■ **Extracted material**

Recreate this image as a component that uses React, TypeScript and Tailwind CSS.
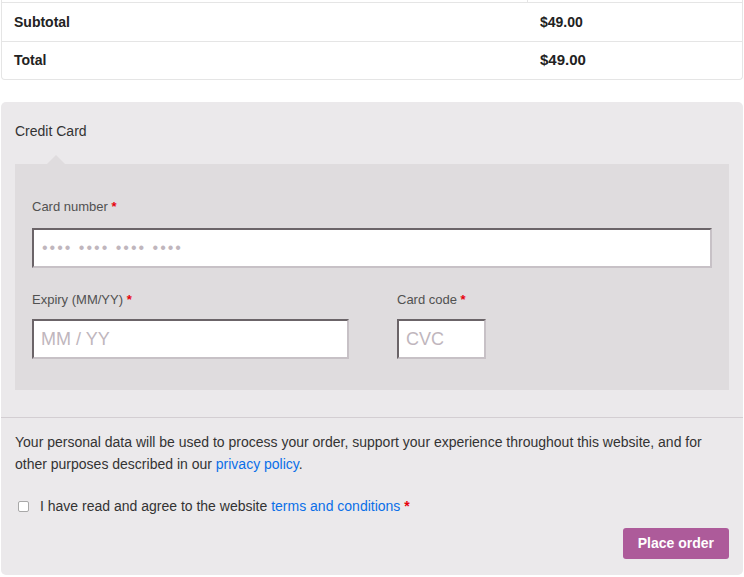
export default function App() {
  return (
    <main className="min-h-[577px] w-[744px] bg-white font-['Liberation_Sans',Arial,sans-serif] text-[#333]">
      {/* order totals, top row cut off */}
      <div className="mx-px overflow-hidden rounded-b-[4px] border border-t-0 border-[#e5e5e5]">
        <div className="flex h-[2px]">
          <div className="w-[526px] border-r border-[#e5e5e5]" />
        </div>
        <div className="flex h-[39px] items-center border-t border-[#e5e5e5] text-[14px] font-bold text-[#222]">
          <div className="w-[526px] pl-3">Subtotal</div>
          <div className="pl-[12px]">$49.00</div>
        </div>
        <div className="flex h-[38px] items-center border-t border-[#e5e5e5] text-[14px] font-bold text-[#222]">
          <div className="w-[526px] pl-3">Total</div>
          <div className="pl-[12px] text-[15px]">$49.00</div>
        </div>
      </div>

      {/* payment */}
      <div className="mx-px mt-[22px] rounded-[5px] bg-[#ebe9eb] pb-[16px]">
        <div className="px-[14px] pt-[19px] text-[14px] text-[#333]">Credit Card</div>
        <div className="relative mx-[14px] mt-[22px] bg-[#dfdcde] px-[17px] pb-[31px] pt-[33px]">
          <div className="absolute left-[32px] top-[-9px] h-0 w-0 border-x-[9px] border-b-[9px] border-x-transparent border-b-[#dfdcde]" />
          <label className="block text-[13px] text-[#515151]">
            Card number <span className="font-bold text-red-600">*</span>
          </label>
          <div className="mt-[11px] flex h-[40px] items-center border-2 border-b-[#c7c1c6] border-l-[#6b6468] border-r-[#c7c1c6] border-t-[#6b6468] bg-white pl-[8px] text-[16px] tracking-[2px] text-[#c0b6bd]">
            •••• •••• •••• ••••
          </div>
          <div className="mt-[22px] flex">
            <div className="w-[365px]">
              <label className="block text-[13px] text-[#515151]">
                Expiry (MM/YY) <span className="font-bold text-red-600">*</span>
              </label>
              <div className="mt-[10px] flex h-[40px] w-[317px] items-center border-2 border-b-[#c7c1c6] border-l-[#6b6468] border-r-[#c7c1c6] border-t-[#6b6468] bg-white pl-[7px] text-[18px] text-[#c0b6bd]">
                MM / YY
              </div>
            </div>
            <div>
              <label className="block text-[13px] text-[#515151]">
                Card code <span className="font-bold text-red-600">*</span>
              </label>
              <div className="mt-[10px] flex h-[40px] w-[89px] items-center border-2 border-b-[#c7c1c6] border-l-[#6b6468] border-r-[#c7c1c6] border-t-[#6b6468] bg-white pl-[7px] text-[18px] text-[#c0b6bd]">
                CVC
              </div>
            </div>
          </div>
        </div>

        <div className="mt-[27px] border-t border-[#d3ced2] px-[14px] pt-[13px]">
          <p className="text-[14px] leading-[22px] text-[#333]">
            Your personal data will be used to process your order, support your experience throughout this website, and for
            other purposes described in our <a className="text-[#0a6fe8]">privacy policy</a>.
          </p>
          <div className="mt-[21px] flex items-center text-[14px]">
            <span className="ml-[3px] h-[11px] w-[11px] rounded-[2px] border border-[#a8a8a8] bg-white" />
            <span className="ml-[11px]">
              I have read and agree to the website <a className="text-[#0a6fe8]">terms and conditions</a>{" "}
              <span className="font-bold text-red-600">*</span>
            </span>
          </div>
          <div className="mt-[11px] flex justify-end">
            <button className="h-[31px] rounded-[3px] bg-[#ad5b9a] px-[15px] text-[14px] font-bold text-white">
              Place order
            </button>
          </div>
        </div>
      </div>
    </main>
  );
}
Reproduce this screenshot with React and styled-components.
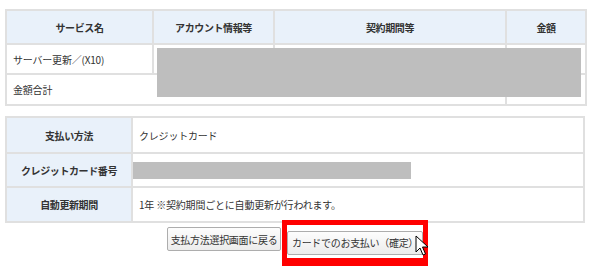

■ **Work to do**
Leave out the pictures and restate everything else word for word.

■ **Output below**
Recreate this image as a component that uses React, TypeScript and Tailwind CSS.
export default function App() {
  return (
    <main className="min-h-[577px] w-[744px] bg-white font-['Liberation_Sans',Arial,sans-serif] text-[#333]">
      {/* order totals, top row cut off */}
      <div className="mx-px overflow-hidden rounded-b-[4px] border border-t-0 border-[#e5e5e5]">
        <div className="flex h-[2px]">
          <div className="w-[526px] border-r border-[#e5e5e5]" />
        </div>
        <div className="flex h-[39px] items-center border-t border-[#e5e5e5] text-[14px] font-bold text-[#222]">
          <div className="w-[526px] pl-3">Subtotal</div>
          <div className="pl-[12px]">$49.00</div>
        </div>
        <div className="flex h-[38px] items-center border-t border-[#e5e5e5] text-[14px] font-bold text-[#222]">
          <div className="w-[526px] pl-3">Total</div>
          <div className="pl-[12px] text-[15px]">$49.00</div>
        </div>
      </div>

      {/* payment */}
      <div className="mx-px mt-[22px] rounded-[5px] bg-[#ebe9eb] pb-[16px]">
        <div className="px-[14px] pt-[19px] text-[14px] text-[#333]">Credit Card</div>
        <div className="relative mx-[14px] mt-[22px] bg-[#dfdcde] px-[17px] pb-[31px] pt-[33px]">
          <div className="absolute left-[32px] top-[-9px] h-0 w-0 border-x-[9px] border-b-[9px] border-x-transparent border-b-[#dfdcde]" />
          <label className="block text-[13px] text-[#515151]">
            Card number <span className="font-bold text-red-600">*</span>
          </label>
          <div className="mt-[11px] flex h-[40px] items-center border-2 border-b-[#c7c1c6] border-l-[#6b6468] border-r-[#c7c1c6] border-t-[#6b6468] bg-white pl-[8px] text-[16px] tracking-[2px] text-[#c0b6bd]">
            •••• •••• •••• ••••
          </div>
          <div className="mt-[22px] flex">
            <div className="w-[365px]">
              <label className="block text-[13px] text-[#515151]">
                Expiry (MM/YY) <span className="font-bold text-red-600">*</span>
              </label>
              <div className="mt-[10px] flex h-[40px] w-[317px] items-center border-2 border-b-[#c7c1c6] border-l-[#6b6468] border-r-[#c7c1c6] border-t-[#6b6468] bg-white pl-[7px] text-[18px] text-[#c0b6bd]">
                MM / YY
              </div>
            </div>
            <div>
              <label className="block text-[13px] text-[#515151]">
                Card code <span className="font-bold text-red-600">*</span>
              </label>
              <div className="mt-[10px] flex h-[40px] w-[89px] items-center border-2 border-b-[#c7c1c6] border-l-[#6b6468] border-r-[#c7c1c6] border-t-[#6b6468] bg-white pl-[7px] text-[18px] text-[#c0b6bd]">
                CVC
              </div>
            </div>
          </div>
        </div>

        <div className="mt-[27px] border-t border-[#d3ced2] px-[14px] pt-[13px]">
          <p className="text-[14px] leading-[22px] text-[#333]">
            Your personal data will be used to process your order, support your experience throughout this website, and for
            other purposes described in our <a className="text-[#0a6fe8]">privacy policy</a>.
          </p>
          <div className="mt-[21px] flex items-center text-[14px]">
            <span className="ml-[3px] h-[11px] w-[11px] rounded-[2px] border border-[#a8a8a8] bg-white" />
            <span className="ml-[11px]">
              I have read and agree to the website <a className="text-[#0a6fe8]">terms and conditions</a>{" "}
              <span className="font-bold text-red-600">*</span>
            </span>
          </div>
          <div className="mt-[11px] flex justify-end">
            <button className="h-[31px] rounded-[3px] bg-[#ad5b9a] px-[15px] text-[14px] font-bold text-white">
              Place order
            </button>
          </div>
        </div>
      </div>
    </main>
  );
}
Reproduce this screenshot with React and styled-components.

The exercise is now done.